Still another driver said that the shuttle buses no longer operating to take passengers from the town centre to the Transport Centre located between Port Royal Street and Water Lane, has contributed to the problem at hand, since this helped commuters to get to the park. However, other operators debunked that theory and pointed out that it was only a sham by the Government in the initial stages, which later announced that millions were being lost through the service.
"The shuttle buses were a sham still. There is no way that the Government could have kept up to using a bus to transport people frequently, based on the amount of money that they say it cost," he said.
"They would not have a bus load of people to transport every time. There is no way that the bus could park up there until they get a bus load so that we could get a load. Everybody not moving at the same time. So they would have had to make many trips with small amounts of people," the driver theorised.
Between April 2013 and January 31 this year, the Downtown Kingston Municipal Transport Centre lost just over $2 million, a cost that the Urban Development Corporation (UDC) says it cannot continue to absorb, even as the agency expressed a desire not to close the facility.
"We don't want to close it, but we cannot continue to bear the cost," UDC General Manager Desmond Malcolm stated recently.

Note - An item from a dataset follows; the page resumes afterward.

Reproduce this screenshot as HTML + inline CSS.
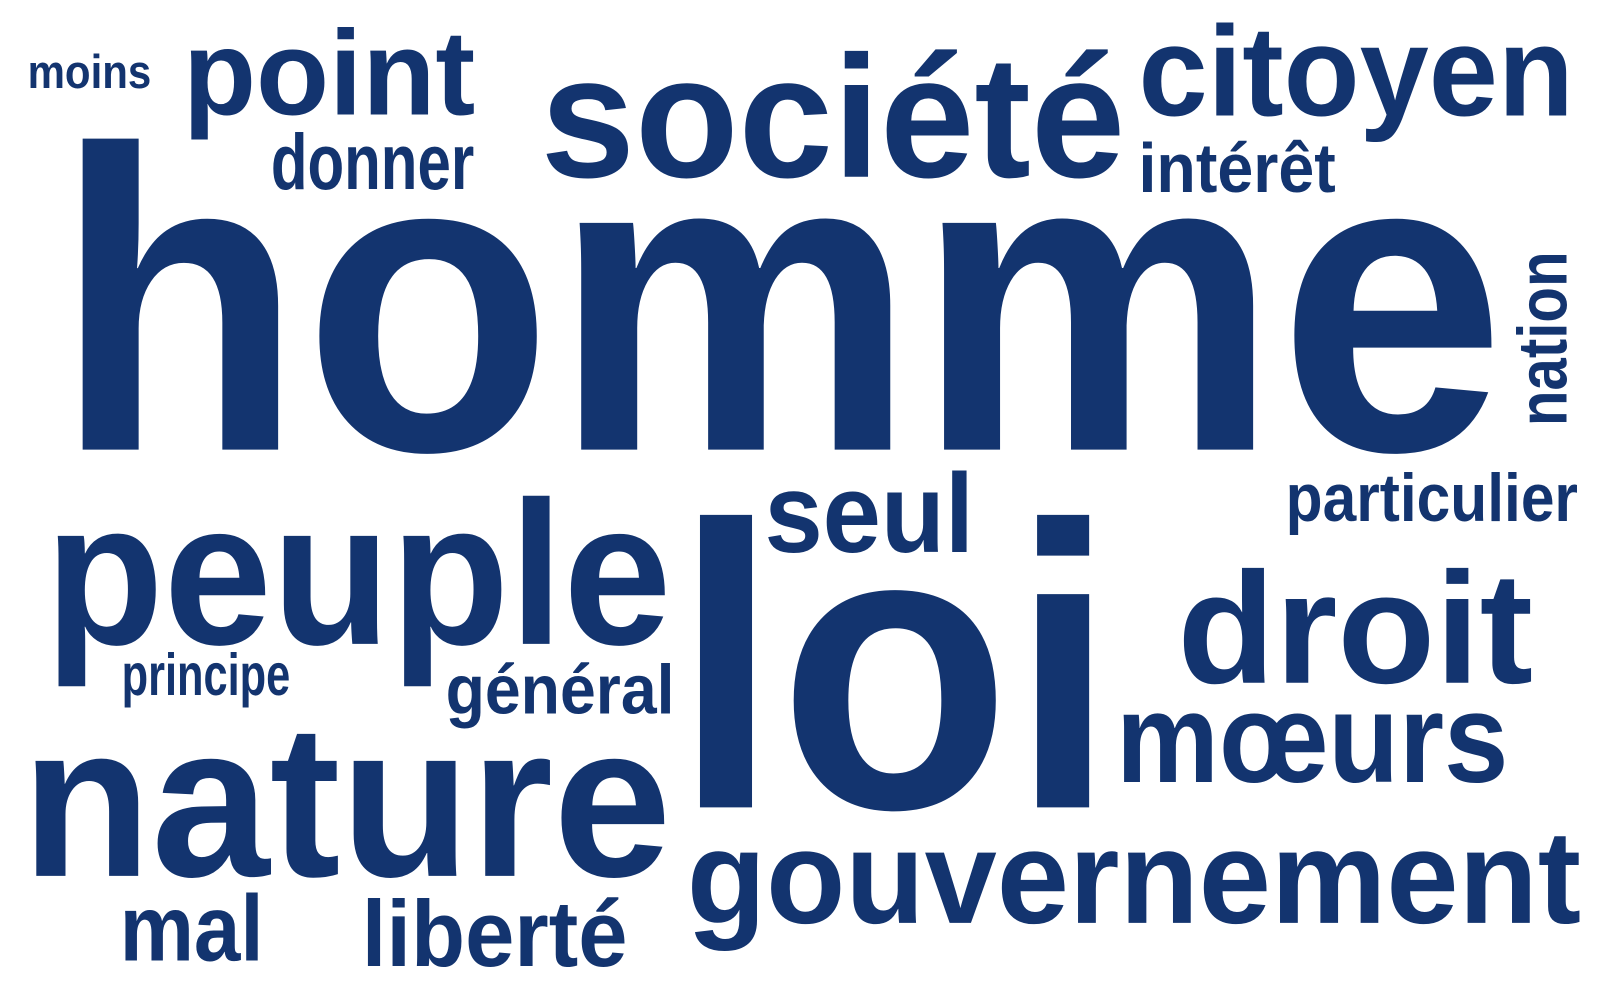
<!DOCTYPE html>
<html><head><meta charset="utf-8"><style>
html,body{margin:0;padding:0;background:#fff;width:1600px;height:1000px;overflow:hidden}
svg{display:block}
text{font-family:"Liberation Sans",sans-serif;font-weight:bold;fill:#13346f}
</style></head><body>
<svg width="1600" height="1000" viewBox="0 0 1600 1000" xmlns="http://www.w3.org/2000/svg">
<g transform="scale(1.022)">
<text x="27" y="86" font-size="46" textLength="121" lengthAdjust="spacingAndGlyphs">moins</text>
<text x="179" y="112" font-size="118" textLength="286" lengthAdjust="spacingAndGlyphs">point</text>
<text x="265" y="185" font-size="77" textLength="199" lengthAdjust="spacingAndGlyphs">donner</text>
<text x="529" y="173" font-size="170" textLength="572" lengthAdjust="spacingAndGlyphs">société</text>
<text x="1114" y="113" font-size="125" textLength="426" lengthAdjust="spacingAndGlyphs">citoyen</text>
<text x="1114" y="188" font-size="68" textLength="193" lengthAdjust="spacingAndGlyphs">intérêt</text>
<text x="53" y="440" font-size="420" textLength="1420" lengthAdjust="spacingAndGlyphs">homme</text>
<text transform="translate(1533,417) rotate(-90)" x="0" y="0" font-size="68" textLength="171" lengthAdjust="spacingAndGlyphs">nation</text>
<text x="1258" y="510" font-size="66" textLength="286" lengthAdjust="spacingAndGlyphs">particulier</text>
<text x="748" y="540" font-size="110" textLength="205" lengthAdjust="spacingAndGlyphs">seul</text>
<text x="44" y="630" font-size="200" textLength="613" lengthAdjust="spacingAndGlyphs">peuple</text>
<text x="659" y="790" font-size="395" textLength="433" lengthAdjust="spacingAndGlyphs">loi</text>
<text x="1152" y="668" font-size="155" textLength="348" lengthAdjust="spacingAndGlyphs">droit</text>
<text x="119" y="680" font-size="58" textLength="165" lengthAdjust="spacingAndGlyphs">principe</text>
<text x="436" y="698" font-size="68" textLength="224" lengthAdjust="spacingAndGlyphs">général</text>
<text x="1092" y="765" font-size="124" textLength="384" lengthAdjust="spacingAndGlyphs">mœurs</text>
<text x="21" y="857" font-size="213" textLength="636" lengthAdjust="spacingAndGlyphs">nature</text>
<text x="672" y="903" font-size="130" textLength="875" lengthAdjust="spacingAndGlyphs">gouvernement</text>
<text x="117" y="940" font-size="92" textLength="141" lengthAdjust="spacingAndGlyphs">mal</text>
<text x="354" y="945" font-size="92" textLength="260" lengthAdjust="spacingAndGlyphs">liberté</text>
</g>
</svg>
</body></html>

"The UDC has tried very hard to ensure that this centre operates efficiently, and in keeping with the purpose for which it was built. The UDC believes that it is a very important part of not only transportation, but also the revitalisation of downtown," he said.
The Downtown Transport Centre which cost some $400 million to construct, is said to be costing Jamaican taxpayers close to $100,000 per month in electricity bills alone.